Canadian archaeologists have located a British ship abandoned in the Arctic while on a 19th Century rescue mission. Parks Canada researchers found HMS Investigator in Mercy Bay this week.
Canada's government says the discovery bolsters its claim to sovereignty over the Northwest Passage, which is feared threatened by increased shipping.
The Investigator was abandoned while searching for the Franklin expedition, itself lost with all its crew during a mission to discover the passage.
"It's an incredible site," Canadian Minister of the Environment Jim Prentice told the BBC by telephone from Mercy Bay.
"You're looking at what people have not seen in 156 years, which is a remarkably intact British sailing vessel."
The Investigator, captained by Robert McClure, left Britain in 1848, ultimately making two attempts to find the Franklin expedition.
Its crew abandoned the ship on the western side of the Canadian Arctic when it became trapped in pack ice.
Running low on supplies and food, Capt Robert McClure and his men were eventually rescued by another party from the Royal Navy.
Archaeologists discovered the ship under about 25ft of pristine, icy arctic water this week using sonar and metal detectors.
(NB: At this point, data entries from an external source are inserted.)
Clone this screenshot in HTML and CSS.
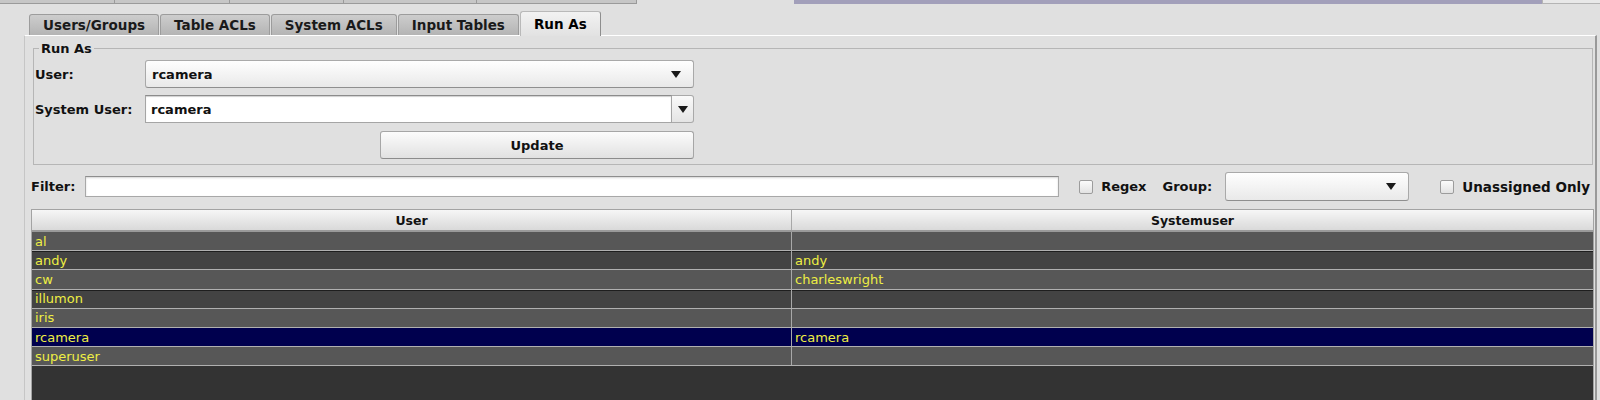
FILE: index.html
```html
<!DOCTYPE html>
<html lang="en">
<head>
  <meta charset="UTF-8" />
  <title>Run As - ACL Editor</title>
  <link rel="stylesheet" href="styles.css">
</head>
<body>

  <!-- cut-off strip of the outer window -->
  <div class="topstrip">
    <div class="stub-tabs">
      <span class="stub"></span>
      <span class="stub"></span>
      <span class="stub"></span>
      <span class="stub"></span>
      <span class="stub"></span>
    </div>
    <div class="stub-bar"></div>
    <div class="stub-end"></div>
  </div>

  <div class="tabpane">
    <div class="tabbar">
      <div class="tab">Users/Groups</div>
      <div class="tab">Table ACLs</div>
      <div class="tab">System ACLs</div>
      <div class="tab">Input Tables</div>
      <div class="tab active">Run As</div>
    </div>

    <div class="pane">
      <fieldset class="group">
        <legend>Run As</legend>
        <div class="form-grid">
          <label class="lbl">User:</label>
          <div class="combo wide">
            <span class="combo-text">rcamera</span>
            <svg class="arrow" width="10" height="7" viewBox="0 0 10 7"><path d="M0 0H10L5 7Z"/></svg>
          </div>

          <label class="lbl">System User:</label>
          <div class="edit-combo wide">
            <div class="edit-field">rcamera</div>
            <div class="edit-btn">
              <svg class="arrow" width="10" height="7" viewBox="0 0 10 7"><path d="M0 0H10L5 7Z"/></svg>
            </div>
          </div>

          <button class="update-btn">Update</button>
        </div>
      </fieldset>

      <div class="filter-row">
        <label class="lbl">Filter:</label>
        <input type="text" class="filter-input">
        <span class="check"></span>
        <span class="lbl check-lbl">Regex</span>
        <span class="lbl group-lbl">Group:</span>
        <div class="combo group-combo">
          <span class="combo-text"></span>
          <svg class="arrow" width="10" height="7" viewBox="0 0 10 7"><path d="M0 0H10L5 7Z"/></svg>
        </div>
        <span class="check unassigned"></span>
        <span class="lbl check-lbl unassigned-lbl">Unassigned Only</span>
      </div>

      <div class="table-wrap">
        <table class="user-table">
          <thead>
            <tr>
              <th class="col-user">User</th>
              <th>Systemuser</th>
            </tr>
          </thead>
          <tbody id="user-list">
          </tbody>
        </table>
      </div>
    </div>
  </div>

  <script>
    const users = [
      { user: 'al', sys: '' },
      { user: 'andy', sys: 'andy' },
      { user: 'cw', sys: 'charleswright' },
      { user: 'illumon', sys: '' },
      { user: 'iris', sys: '' },
      { user: 'rcamera', sys: 'rcamera', selected: true },
      { user: 'superuser', sys: '' }
    ];

    const list = document.getElementById('user-list');
    users.forEach((u, i) => {
      let cls = i % 2 ? 'dark' : 'light';
      if (u.selected) cls = 'selected';
      list.innerHTML += `<tr class="${cls}"><td>${u.user}</td><td>${u.sys}</td></tr>`;
    });
  </script>
</body>
</html>
```

FILE: styles.css
```css
body {
  margin: 0;
  background: #e0e0e0;
  font-family: 'DejaVu Sans', 'Liberation Sans', sans-serif;
  font-size: 13px;
  color: #111;
  overflow: hidden;
  height: 400px;
}

/* top strip */
.topstrip {
  display: flex;
  height: 4px;
}

.stub-tabs {
  display: grid;
  grid-template-columns: 115px 115px 114px 133px 160px;
  width: 637px;
}

.stub {
  background: #c6c6c6;
  border-right: 1px solid #9a9a9a;
  border-bottom: 1px solid #9a9a9a;
}

.stub-bar {
  width: 748px;
  margin-left: 157px;
  background: #a29fba;
}

.stub-end {
  flex: 1;
  background: #e8e8e8;
  border-bottom: 1px solid #b4b4b4;
  border-left: 1px solid #b4b4b4;
}

/* tabs */
.tabpane {
  margin: 0 3px 0 24px;
}

.tabbar {
  display: flex;
  align-items: flex-end;
  height: 31px;
  padding-left: 5px;
}

.tab {
  height: 20px;
  padding: 0 13px;
  margin-right: 1px;
  display: flex;
  align-items: center;
  font-weight: bold;
  font-size: 13.5px;
  color: #1a1a1a;
  background: linear-gradient(#cdcdcd, #b4b4b4);
  border: 1px solid #9c9c9c;
  border-bottom: none;
  border-radius: 3px 3px 0 0;
}

.tab.active {
  height: 24px;
  margin-bottom: -1px;
  position: relative;
  background: linear-gradient(#f2f2f2, #e2e2e2);
  border-color: #b9b9b9;
  border-right-color: #8e8e8e;
  color: #000;
}

.pane {
  border-top: 1px solid #fff;
  border-left: 1px solid #c6c6c6;
  border-right: 2px solid #999;
  height: 400px;
}

/* Run As group */
.group {
  margin: 5px 2px 0 8px;
  padding: 4px 0 5px 1px;
  border: 1px solid #b6b6b6;
  min-width: 0;
}

.group legend {
  font-weight: bold;
  padding: 0 2px;
  margin-left: 4px;
  line-height: 15px;
}

.form-grid {
  display: grid;
  grid-template-columns: 110px 235px 314px;
  row-gap: 7px;
  align-items: center;
}

.lbl {
  font-weight: bold;
  white-space: nowrap;
}

.wide {
  grid-column: 2 / 4;
}

.combo {
  height: 26px;
  display: flex;
  align-items: center;
  justify-content: space-between;
  padding: 0 12px 0 6px;
  background: linear-gradient(#fefefe, #e9e9e9);
  border: 1px solid #a9a9a9;
  border-bottom-color: #8f8f8f;
  border-radius: 3px;
}

.combo-text {
  font-weight: bold;
}

.arrow {
  fill: #1a1a1a;
}

.edit-combo {
  height: 28px;
  display: flex;
}

.edit-field {
  flex: 1;
  display: flex;
  align-items: center;
  padding-left: 5px;
  font-weight: bold;
  background: #fff;
  border: 1px solid #a5a5a5;
  border-top-color: #8c8c8c;
  box-shadow: inset 0 1px 1px #d0d0d0;
}

.edit-btn {
  width: 21px;
  display: flex;
  align-items: center;
  justify-content: center;
  background: linear-gradient(#fafafa, #e4e4e4);
  border: 1px solid #a9a9a9;
  border-left: none;
  border-radius: 0 3px 3px 0;
}

.update-btn {
  grid-column: 3;
  height: 28px;
  margin-top: 1px;
  font-family: inherit;
  font-size: 13px;
  font-weight: bold;
  color: #111;
  background: linear-gradient(#fcfcfc, #e1e1e1);
  border: 1px solid #a6a6a6;
  border-bottom-color: #8c8c8c;
  border-radius: 3px;
}

/* filter row */
.filter-row {
  display: flex;
  align-items: center;
  height: 31px;
  margin-top: 6px;
  padding: 0 5px 0 6px;
}

.filter-input {
  flex: 1;
  height: 19px;
  margin: 0 20px 0 10px;
  padding: 0;
  border: 1px solid #a8a8a8;
  border-top-color: #8e8e8e;
  box-shadow: inset 0 1px 2px #d6d6d6;
  outline: none;
}

.check {
  width: 12px;
  height: 12px;
  border: 1px solid #9c9c9c;
  border-radius: 2px;
  background: linear-gradient(#fbfbfb, #e2e2e2);
  flex-shrink: 0;
}

.check-lbl {
  margin-left: 8px;
}

.unassigned-lbl {
  font-size: 13.5px;
}

.group-lbl {
  margin-left: 16px;
}

.group-combo {
  width: 164px;
  height: 27px;
  margin-left: 13px;
}

.unassigned {
  margin-left: 31px;
}

/* table */
.table-wrap {
  margin: 7px 1px 0 6px;
  border: 1px solid #a3a3a3;
  background: #333;
  height: 200px;
}

.user-table {
  width: 100%;
  border-collapse: collapse;
  table-layout: fixed;
}

.user-table th {
  height: 20px;
  padding: 0;
  font-weight: bold;
  font-size: 12.5px;
  background: linear-gradient(#f6f6f6, #d9d9d9);
  border-right: 1px solid #a8a8a8;
  border-bottom: 2px solid #9a9a9a;
}

.user-table th:last-child {
  border-right: none;
}

.user-table .col-user {
  width: 759px;
}

.user-table td {
  height: 18.2px;
  padding: 0 0 0 3px;
  color: #eeee44;
  font-size: 13px;
  border-right: 1px solid #a8a8a8;
  border-bottom: 1px solid #b0b0b0;
}

.user-table td:last-child {
  border-right: none;
}

.user-table tr.light td {
  background: #575757;
}

.user-table tr.dark td {
  background: #434343;
  box-shadow: inset 0 1px 0 #1e1e1e;
}

.user-table tr.selected td {
  background: #00004e;
}
```
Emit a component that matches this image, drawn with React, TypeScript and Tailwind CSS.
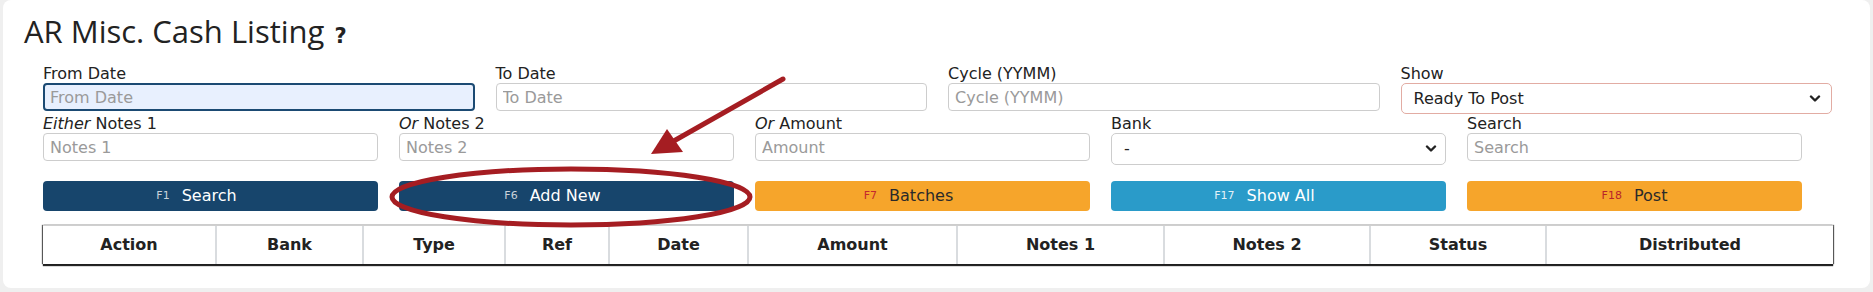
import { ReactNode } from 'react';

const Chevron = () => (
  <svg width="12" height="8" viewBox="0 0 12 8" className="shrink-0">
    <path d="M2 1.5 L6 5.5 L10 1.5" fill="none" stroke="#222" strokeWidth="2.4" strokeLinecap="round" strokeLinejoin="round" />
  </svg>
);

const Field = ({ label, children }: { label: ReactNode; children: ReactNode }) => (
  <div className="flex flex-col">
    <div className="h-[18px] text-[16px] leading-[18px] text-[#222] whitespace-nowrap">{label}</div>
    {children}
  </div>
);

const TextInput = ({ placeholder, focused }: { placeholder: string; focused?: boolean }) => (
  <input
    placeholder={placeholder}
    className={
      focused
        ? 'h-[28px] w-full rounded-[4px] border-2 border-[#1b4a73] bg-[#e8f0fe] px-[5px] text-[16px] text-[#222] outline-none placeholder:text-[#9a9a9a]'
        : 'h-[28px] w-full rounded-[4px] border border-[#cdcdcd] bg-white px-[6px] text-[16px] text-[#222] outline-none placeholder:text-[#9a9a9a]'
    }
  />
);

const KeyButton = ({ k, label, className, keyClass, labelClass, centered }: { k: string; label: string; className: string; keyClass: string; labelClass: string; centered?: boolean }) => (
  <button className={`flex h-[30px] items-center justify-center rounded-[4px] ${centered ? '' : 'pr-[28px]'} ${className}`}>
    <span className={`mr-[12px] text-[11px] ${keyClass}`}>{k}</span>
    <span className={`text-[16px] ${labelClass}`}>{label}</span>
  </button>
);

const columns = ['Action', 'Bank', 'Type', 'Ref', 'Date', 'Amount', 'Notes 1', 'Notes 2', 'Status', 'Distributed'];

export default function App() {
  return (
    <div className="relative h-[292px] w-[1873px] overflow-hidden bg-[#efefef] px-[3px] font-['DejaVu_Sans',sans-serif]">
      <div className="h-[288px] w-[1867px] rounded-[8px] bg-white">
        <div className="pl-[21px] pt-[13px]">
          <h1 className="h-[36px] whitespace-nowrap font-['Open_Sans',sans-serif] text-[31px] leading-[36px] text-[#222]">
            AR Misc. Cash Listing
            <span className="ml-[10px] font-['DejaVu_Sans',sans-serif] text-[21px] font-bold leading-none">?</span>
          </h1>
        </div>

        <div className="pl-[40px] pt-[16px]">
          <div className="grid w-[1789px] grid-cols-4 gap-x-[21px]">
            <Field label="From Date">
              <TextInput placeholder="From Date" focused />
            </Field>
            <Field label="To Date">
              <TextInput placeholder="To Date" />
            </Field>
            <Field label="Cycle (YYMM)">
              <TextInput placeholder="Cycle (YYMM)" />
            </Field>
            <Field label="Show">
              <div className="flex h-[31px] items-center justify-between rounded-[5px] border border-[#e2aca3] pl-[12px] pr-[10px] text-[16px] text-[#222]">
                <span>Ready To Post</span>
                <Chevron />
              </div>
            </Field>
          </div>

          <div className="mt-[1px] grid grid-cols-[repeat(5,335px)] gap-x-[21px]">
            <Field label={<><i>Either</i> Notes 1</>}>
              <TextInput placeholder="Notes 1" />
            </Field>
            <Field label={<><i>Or</i> Notes 2</>}>
              <TextInput placeholder="Notes 2" />
            </Field>
            <Field label={<><i>Or</i> Amount</>}>
              <TextInput placeholder="Amount" />
            </Field>
            <Field label="Bank">
              <div className="flex h-[32px] items-center justify-between rounded-[5px] border border-[#cdcdcd] pl-[12px] pr-[8px] text-[16px] text-[#222]">
                <span>-</span>
                <Chevron />
              </div>
            </Field>
            <Field label="Search">
              <TextInput placeholder="Search" />
            </Field>
          </div>

          <div className="mt-[16px] grid grid-cols-[repeat(5,335px)] gap-x-[21px]">
            <KeyButton k="F1" label="Search" className="bg-[#17456c]" keyClass="text-[#c9d2db]" labelClass="text-white" />
            <KeyButton k="F6" label="Add New" className="bg-[#17456c]" keyClass="text-[#c9d2db]" labelClass="text-white" />
            <KeyButton k="F7" label="Batches" className="bg-[#f6a52b]" keyClass="text-[#c3282e]" labelClass="text-[#2a2a2a]" />
            <KeyButton k="F17" label="Show All" className="bg-[#2a9bc9]" keyClass="text-[#e3f1f8]" labelClass="text-white" />
            <KeyButton k="F18" label="Post" className="bg-[#f6a52b]" keyClass="text-[#b8242a]" labelClass="text-[#2a2a2a]" centered />
          </div>

          <div className="mt-[14px] grid h-[39px] w-[1790px] grid-cols-[174px_147px_142px_104px_139px_209px_207px_206px_176px_286px] border-t border-[#cfcfcf] bg-white shadow-[0_2px_1px_rgba(0,0,0,0.85),-1px_0_1px_rgba(0,0,0,0.6),1px_0_1px_rgba(0,0,0,0.6)]">
            {columns.map((c, i) => (
              <div
                key={c}
                className={`flex items-center justify-center text-[16px] font-bold text-[#222] ${i < columns.length - 1 ? 'border-r-2 border-[#d9dcdf]' : ''}`}
              >
                {c}
              </div>
            ))}
          </div>
        </div>
      </div>

      <svg className="pointer-events-none absolute left-0 top-0" width="1873" height="292" viewBox="0 0 1873 292">
        <line x1="783" y1="79" x2="672" y2="142" stroke="#a51d22" strokeWidth="5" strokeLinecap="round" />
        <polygon points="651,154 667,129 683,152" fill="#a51d22" />
        <ellipse cx="571" cy="197" rx="179" ry="28" fill="none" stroke="#a51d22" strokeWidth="5" />
      </svg>
    </div>
  );
}
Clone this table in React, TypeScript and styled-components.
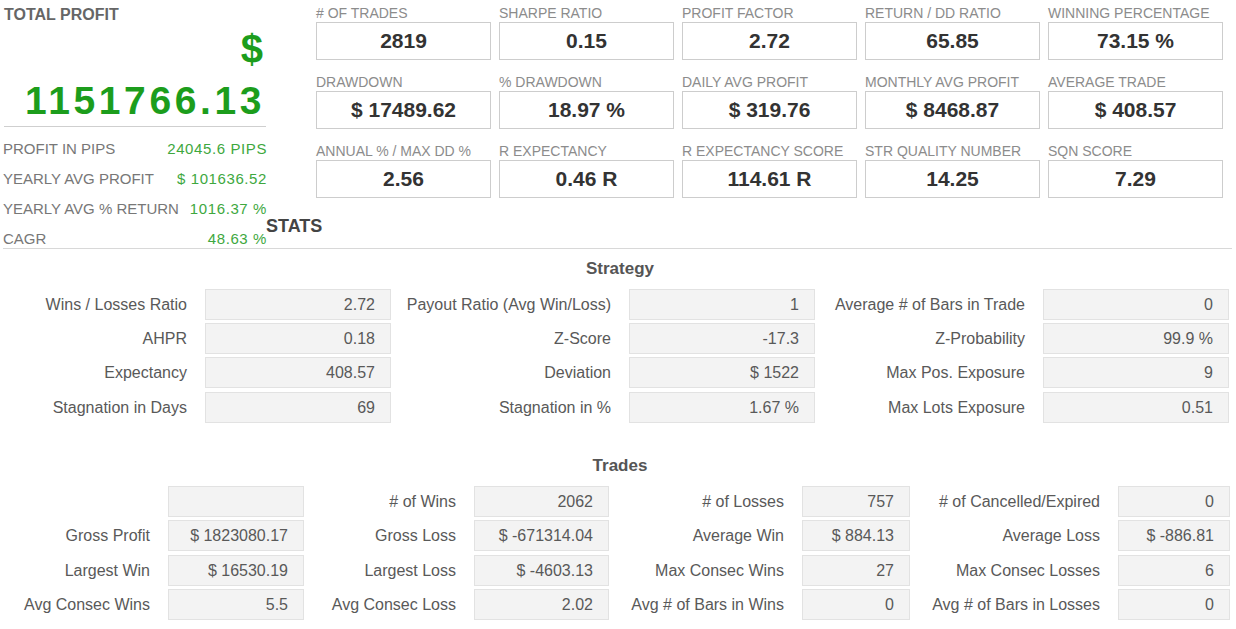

"You could make out all the planking on the deck, the details on the hull, all of the detail of the timber," Mr Prentice said. "It's sitting perfectly upright on the floor of the ocean."
The Canadian researchers also found three graves of British sailors who died of scurvy on the 1853 expedition.
Parks Canada, a government agency, will inventory and study the ship and other artefacts but will not remove them. It has been in touch with the British government regarding the sailors' remains.
Capt McClure is credited as the first European to discover the western entrance to the Northwest Passage.
Mr Prentice said the discovery of the Investigator supported Canada's historical claim to the region, which the country inherited when it gained independence from Britain.
The issue of sovereignty has become increasingly important to Canada as the melting of arctic ice has increased interest in marine shipping through the Northwest Passage.